Intervention de Agnès Buzyn

Réunion du vendredi 13 septembre 2019 à 14h30
Commission spéciale chargée d'examiner le projet de loi relatif à la bioéthique

Agnès Buzyn, ministre des solidarités et de la santé :

Je comprends tout à fait votre questionnement car nous voulons à présent mener une recherche sur le génome lors du développement embryonnaire alors que les embryons transgéniques étaient interdits il y a une dizaine d'années. Comme l'a dit M. Jean-François Eliaou, les techniques ont changé. Il y a dix ou quinze ans, la transgénèse consistait à injecter un gène tout en ignorant l'endroit où il se logerait. Avec les techniques assez grossières de l'époque, nous ne maîtrisions absolument pas l'effet que ce gène pouvait avoir dans la cellule.

Avec la technique Crispr-Cas9 dite des « ciseaux moléculaires », il est aujourd'hui possible de désactiver un gène ou de le remplacer par un autre. Il est très important de faire ces études sur les amas de cellules embryonnaires en cours de développement, que l'on suit jusqu'à quatorze jours avant de les détruire, car quantité de gènes s'allument lors de l'embryogénèse, qui ne jouent plus aucun rôle dans les tissus adultes.

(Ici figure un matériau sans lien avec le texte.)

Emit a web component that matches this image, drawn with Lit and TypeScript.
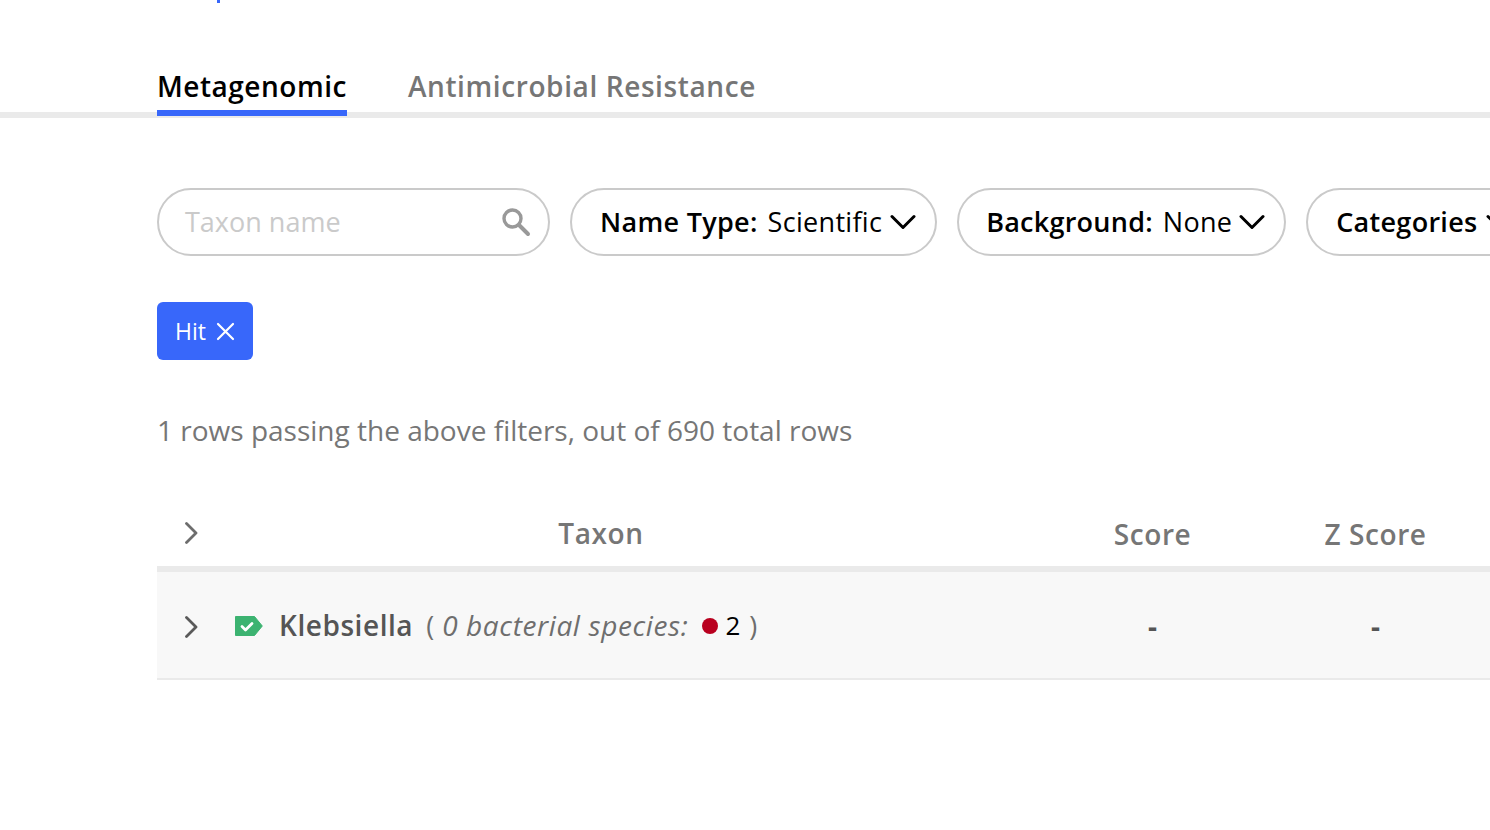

Or les anomalies moléculaires que l'on retrouve dans les cancers des enfants touchent des gènes du développement. C'est la raison pour laquelle les signatures moléculaires des cancers des enfants n'ont rien à voir avec celles des cancers adultes. De ce fait, les traitements ciblés que l'on utilise chez l'adulte n'ont pas beaucoup d'intérêt chez l'enfant.

Les cancers des enfants suscitent donc l'embarras des chercheurs, qui découvrent des anomalies moléculaires du gène du développement embryonnaire. Ils tentent en conséquence de mieux connaître l'impact de ces gènes qui s'allument au cours du développement sur la façon dont les tissus se fabriquent, et de mieux cerner la signification même de ces gènes pour comprendre les maladies qui surviennent chez les enfants.

Aujourd'hui, nous disposons de techniques très précises, qui permettent d'éteindre un gène ou de le remplacer par une autre forme de gène, et de mieux comprendre comment les tissus se développent. Ce champ de recherche est considérable. Nous ne sommes pas en train de construire des embryons transgéniques, ni de développer le transhumanisme : nous sommes dans la compréhension très précise du développement embryonnaire et de la façon dont les gènes seront utilisés à certains stades du développement. Ce type de recherche fondamentale, foncièrement utile, ne doit pas prêter à autant de fantasmes.

Telle est mon opinion, et j'espère avoir exprimé le plus clairement possible pourquoi il est nécessaire de transformer la loi en matière de recherche et pourquoi les questions ne se posaient pas de la même façon il y a dix ans.